Sous la direction très vigilante de Marie Jacquot, l’Orchestre Symphonique de Mulhouse se montre extrêmement attentif aux difficultés de la partition, essentiellement rythmiques mais également tonales avec quelques passages en quart de ton (intervalle habituel de l'Orient, plus petit que le demi-ton séparant deux touches proches d'un piano). La musique de Thierry Pécou se sert de matériaux inspirés de la musique indienne pour les traiter à la manière des minimalistes américains, certains passages faisant penser à du John Adams, tout en proposant une complexité contrapuntique ("contrepoint" entre des lignes de notes) notamment inspirée par le gamelan balinais. Les scènes de batailles sont ainsi extrêmement denses, voire oppressantes, avec une batterie de percussions particulièrement fournies dont une bonne partie d’instruments asiatiques. Les passages à l’atmosphère plus mystique, accompagnant par exemple les récitatifs de Satyavati, sont étonnamment agrémentés de la texture sonore d’un clavier numérique. Bien moins discrète et encore plus étonnante, l’agressivité des luttes de Bhishma et de ses guerriers est illustrée par les effets d’une guitare électrique.

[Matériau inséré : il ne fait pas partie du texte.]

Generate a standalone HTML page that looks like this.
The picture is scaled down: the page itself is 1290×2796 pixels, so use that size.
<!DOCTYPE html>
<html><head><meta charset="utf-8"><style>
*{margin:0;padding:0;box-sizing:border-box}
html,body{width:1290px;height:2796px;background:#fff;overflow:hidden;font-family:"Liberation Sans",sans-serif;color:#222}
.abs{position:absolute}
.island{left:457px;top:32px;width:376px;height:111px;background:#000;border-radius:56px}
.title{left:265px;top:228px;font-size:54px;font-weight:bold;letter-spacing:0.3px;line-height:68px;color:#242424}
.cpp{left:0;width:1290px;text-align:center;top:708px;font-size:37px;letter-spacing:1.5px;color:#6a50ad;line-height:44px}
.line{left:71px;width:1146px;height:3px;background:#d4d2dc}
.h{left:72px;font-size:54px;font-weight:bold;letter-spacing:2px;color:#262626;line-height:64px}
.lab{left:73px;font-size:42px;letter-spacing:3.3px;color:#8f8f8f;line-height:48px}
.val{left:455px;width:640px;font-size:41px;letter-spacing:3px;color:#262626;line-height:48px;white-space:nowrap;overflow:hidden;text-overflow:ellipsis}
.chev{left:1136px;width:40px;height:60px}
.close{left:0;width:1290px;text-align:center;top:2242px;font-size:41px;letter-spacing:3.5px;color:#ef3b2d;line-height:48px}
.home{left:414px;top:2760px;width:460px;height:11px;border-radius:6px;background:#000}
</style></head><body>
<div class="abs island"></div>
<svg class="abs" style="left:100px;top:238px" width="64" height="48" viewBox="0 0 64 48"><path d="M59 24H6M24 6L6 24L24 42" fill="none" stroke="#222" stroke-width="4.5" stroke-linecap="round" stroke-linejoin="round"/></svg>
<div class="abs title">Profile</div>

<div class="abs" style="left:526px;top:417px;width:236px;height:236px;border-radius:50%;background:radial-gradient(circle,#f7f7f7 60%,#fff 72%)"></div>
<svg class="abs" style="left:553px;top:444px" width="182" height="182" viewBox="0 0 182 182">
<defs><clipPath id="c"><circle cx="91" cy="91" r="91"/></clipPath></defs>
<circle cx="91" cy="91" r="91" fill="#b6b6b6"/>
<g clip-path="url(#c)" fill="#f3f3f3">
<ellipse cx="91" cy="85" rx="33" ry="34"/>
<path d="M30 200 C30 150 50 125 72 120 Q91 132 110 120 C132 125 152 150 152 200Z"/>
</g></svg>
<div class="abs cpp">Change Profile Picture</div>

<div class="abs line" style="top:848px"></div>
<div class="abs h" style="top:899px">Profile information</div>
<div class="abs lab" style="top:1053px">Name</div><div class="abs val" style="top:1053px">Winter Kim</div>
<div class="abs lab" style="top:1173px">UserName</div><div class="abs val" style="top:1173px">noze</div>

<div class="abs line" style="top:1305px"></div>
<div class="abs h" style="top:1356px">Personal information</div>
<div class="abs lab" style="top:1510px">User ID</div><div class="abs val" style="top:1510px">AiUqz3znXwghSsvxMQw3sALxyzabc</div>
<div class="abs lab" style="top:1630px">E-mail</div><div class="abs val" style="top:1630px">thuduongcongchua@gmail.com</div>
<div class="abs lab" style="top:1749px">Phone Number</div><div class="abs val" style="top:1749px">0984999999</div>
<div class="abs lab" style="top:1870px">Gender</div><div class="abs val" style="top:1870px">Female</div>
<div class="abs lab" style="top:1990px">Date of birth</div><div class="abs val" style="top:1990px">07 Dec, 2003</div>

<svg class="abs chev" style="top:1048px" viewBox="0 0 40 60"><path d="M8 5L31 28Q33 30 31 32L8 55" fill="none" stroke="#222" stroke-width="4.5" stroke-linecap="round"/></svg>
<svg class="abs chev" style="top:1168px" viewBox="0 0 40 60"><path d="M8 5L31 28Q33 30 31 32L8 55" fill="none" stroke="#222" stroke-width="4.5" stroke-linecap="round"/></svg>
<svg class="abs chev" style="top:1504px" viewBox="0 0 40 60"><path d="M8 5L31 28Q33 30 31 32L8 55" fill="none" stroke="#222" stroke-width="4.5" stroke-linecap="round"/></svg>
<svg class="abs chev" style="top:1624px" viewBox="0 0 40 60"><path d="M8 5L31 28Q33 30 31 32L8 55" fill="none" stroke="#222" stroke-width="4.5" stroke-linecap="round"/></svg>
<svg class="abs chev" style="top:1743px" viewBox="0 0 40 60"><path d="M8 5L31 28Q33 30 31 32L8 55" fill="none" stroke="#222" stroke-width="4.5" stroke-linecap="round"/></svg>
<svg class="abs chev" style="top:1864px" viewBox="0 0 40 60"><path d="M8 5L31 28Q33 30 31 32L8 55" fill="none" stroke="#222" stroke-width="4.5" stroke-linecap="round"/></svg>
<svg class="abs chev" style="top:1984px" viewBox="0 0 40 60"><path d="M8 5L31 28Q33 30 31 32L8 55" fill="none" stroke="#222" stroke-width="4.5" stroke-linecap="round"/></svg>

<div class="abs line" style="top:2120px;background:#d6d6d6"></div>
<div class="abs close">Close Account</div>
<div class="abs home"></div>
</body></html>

Les interventions sans paroles du Chœur de l'Opéra National du Rhin sont préenregistrées pour une raison pratique devenue pour le compositeur esthétique : cette texture sonore immatérielle symbolise les voix des foules et participe au mystique des pensées de Satyavati (tout en faisant également résonner -et résonnance avec- Shiva, dont la voix préenregistrée est elle-même lointaine et immatérielle).
Si le livret de cet opéra garde l’essence plus intellectuelle que narrative du roman dont il est adapté (notamment lors du troisième et dernier acte), le public se montre ravi et même admiratif du mariage efficient entre ces différents mondes, dénué de tout exotisme gratuit mais empreint d’un message universel voulant dépasser les cultures, les sexes et les politiques destructrices.